Bangka Belitung menghadapi ancaman serius akibat maraknya tambang timah ilegal yang merusak lingkungan dan mengancam kelangsungan hidup satwa liar. Aktivitas tambang tanpa izin ini menyebabkan deforestasi, pengerukan sungai, dan degradasi ekosistem yang menjadi habitat berbagai spesies endemik.
Hutan mangrove dan kawasan pesisir yang menjadi tempat berkembang biak buaya muara terus menyusut. Akibatnya, buaya terpaksa mencari habitat baru yang sering bersinggungan dengan pemukiman manusia. Konflik antara manusia dan buaya meningkat, bahkan sepanjang tahun 2024, belasan kasus serangan buaya terjadi di Bangka Belitung.
Selain buaya, tarsius juga kehilangan habitatnya. Hilangnya tutupan vegetasi mengurangi sumber makanan dan tempat berlindung, yang akhirnya mengganggu keseimbangan ekosistem. Manager PPS Alobi Air Jangkang, Endy R. Yusuf, menegaskan bahwa aktivitas tambang ilegal telah mengusik habitat satwa liar dan mendorong mereka masuk ke wilayah manusia.
“Kerusakan ekosistem memaksa satwa mencari tempat baru.

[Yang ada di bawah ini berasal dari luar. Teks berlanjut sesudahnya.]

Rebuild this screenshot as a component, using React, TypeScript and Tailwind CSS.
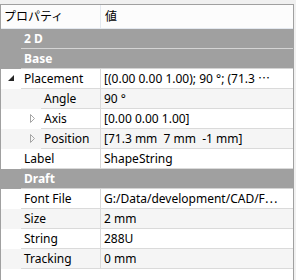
import React from 'react';

type Row =
  | { kind: 'group'; label: string }
  | { kind: 'prop'; name: string; value: string; level: 0 | 1; arrow?: 'open' | 'closed' };

const rows: Row[] = [
  { kind: 'group', label: '2 D' },
  { kind: 'group', label: 'Base' },
  { kind: 'prop', name: 'Placement', value: '[(0.00 0.00 1.00); 90 °; (71.3 ⋯', level: 0, arrow: 'open' },
  { kind: 'prop', name: 'Angle', value: '90 °', level: 1 },
  { kind: 'prop', name: 'Axis', value: '[0.00 0.00 1.00]', level: 1, arrow: 'closed' },
  { kind: 'prop', name: 'Position', value: '[71.3 mm  7 mm  -1 mm]', level: 1, arrow: 'closed' },
  { kind: 'prop', name: 'Label', value: 'ShapeString', level: 0 },
  { kind: 'group', label: 'Draft' },
  { kind: 'prop', name: 'Font File', value: 'G:/Data/development/CAD/F⋯', level: 0 },
  { kind: 'prop', name: 'Size', value: '2 mm', level: 0 },
  { kind: 'prop', name: 'String', value: '288U', level: 0 },
  { kind: 'prop', name: 'Tracking', value: '0 mm', level: 0 },
];

function OpenArrow() {
  return (
    <svg width="20" height="19" viewBox="0 0 20 19" className="shrink-0">
      <polygon points="13,6 13,12 7,12" fill="#262626" />
    </svg>
  );
}

function ClosedArrow() {
  return (
    <svg width="20" height="19" viewBox="0 0 20 19" className="shrink-0">
      <polygon points="9.5,5.5 13.5,9.5 9.5,13.5" fill="none" stroke="#a6a6a6" strokeWidth="1" />
    </svg>
  );
}

export default function App() {
  // alternate shading restarts after each group header
  let stripe = 0;

  return (
    <div
      className="w-[296px] h-[280px] bg-[#f0f0f0] pt-1 overflow-hidden text-[12px] text-black"
      style={{ fontFamily: '"Noto Sans", "Noto Sans CJK JP", sans-serif' }}
    >
      <div className="w-[294px] h-[300px] bg-white border-t border-l border-r border-[#a0a0a0] flex flex-col">
        <div className="h-[24px] flex bg-[#fcfcfc] border-b border-[#e3e8ef]">
          <div className="w-[100px] border-r border-[#e3e8ef] pl-[3px] flex items-center">プロパティ</div>
          <div className="flex-1 pl-[4px] flex items-center">値</div>
        </div>

        {rows.map((r, i) => {
          if (r.kind === 'group') {
            stripe = 0;
            return (
              <div key={i} className="h-[20px] flex bg-[#a0a0a0]">
                <div className="w-[20px] shrink-0" />
                <div className="flex-1 border-b border-[#d4d4d4] pl-[3px] flex items-center font-bold text-white">
                  {r.label}
                </div>
              </div>
            );
          }
          const shaded = stripe++ % 2 === 1;
          return (
            <div key={i} className={`h-[20px] flex ${shaded ? 'bg-[#f5f5f5]' : 'bg-white'}`}>
              {r.level === 0 ? (
                <div className="w-[20px] shrink-0 flex items-start">
                  {r.arrow === 'open' && <OpenArrow />}
                </div>
              ) : (
                <div className="w-[40px] shrink-0 flex justify-end">
                  {r.arrow === 'closed' && <ClosedArrow />}
                </div>
              )}
              <div className="flex-1 flex border-b border-[#dadada]">
                <div
                  className={`${r.level === 0 ? 'w-[80px]' : 'w-[60px]'} shrink-0 border-r border-[#dadada] pl-[3px] flex items-center whitespace-nowrap overflow-hidden`}
                >
                  {r.name}
                </div>
                <div className="flex-1 pl-[3px] flex items-center whitespace-pre overflow-hidden">{r.value}</div>
              </div>
            </div>
          );
        })}
      </div>
    </div>
  );
}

Inilah sebabnya masyarakat kini sering menemukan buaya di lokasi yang sebelumnya tidak pernah ada,” kata Endy.
Konflik ini juga mendorong warga membunuh satwa karena merasa terancam. Tim PPS Alobi Air Jangkang sering mengevakuasi buaya hasil tangkapan warga, tetapi keterbatasan tempat penampungan menyulitkan penyelamatan satwa.
Menurut Endy, sektor pertambangan memang berperan dalam perekonomian Bangka Belitung, tetapi harus menerapkan prinsip good mining practice (GMP). Ia menekankan pentingnya reklamasi lahan bekas tambang untuk memulihkan ekosistem yang rusak.
“Penambangan harus mengutamakan keberlanjutan lingkungan. Dengan menerapkan praktik tambang yang baik, melakukan konservasi, dan mereklamasi lahan, ekosistem tetap terjaga,” ujarnya.
Endy juga mendorong pemerintah, perusahaan tambang, dan masyarakat bekerja sama dalam mengatasi permasalahan ini. Pemerintah harus memperketat penegakan hukum terhadap tambang ilegal, sementara program rehabilitasi lahan dan konservasi satwa perlu ditingkatkan.
“Perusahaan tambang legal seperti PT Timah bisa menjadi contoh dalam menerapkan praktik tambang berkelanjutan. Mereka dapat berkontribusi dengan menanam kembali hutan, menyelamatkan satwa, dan memberikan edukasi lingkungan kepada masyarakat,” tambahnya.
Ia menegaskan bahwa menjaga keseimbangan ekosistem bukan hanya soal melindungi satwa, tetapi juga demi keberlanjutan hidup masyarakat di Bangka Belitung.
“Memulihkan alam memang butuh waktu dan usaha besar, tetapi dengan kolaborasi yang kuat, keseimbangan ekosistem bisa kembali. Menghentikan tambang ilegal dan memprioritaskan konservasi menjadi langkah penting untuk masa depan Bangka Belitung yang lebih baik,” tutup Endy.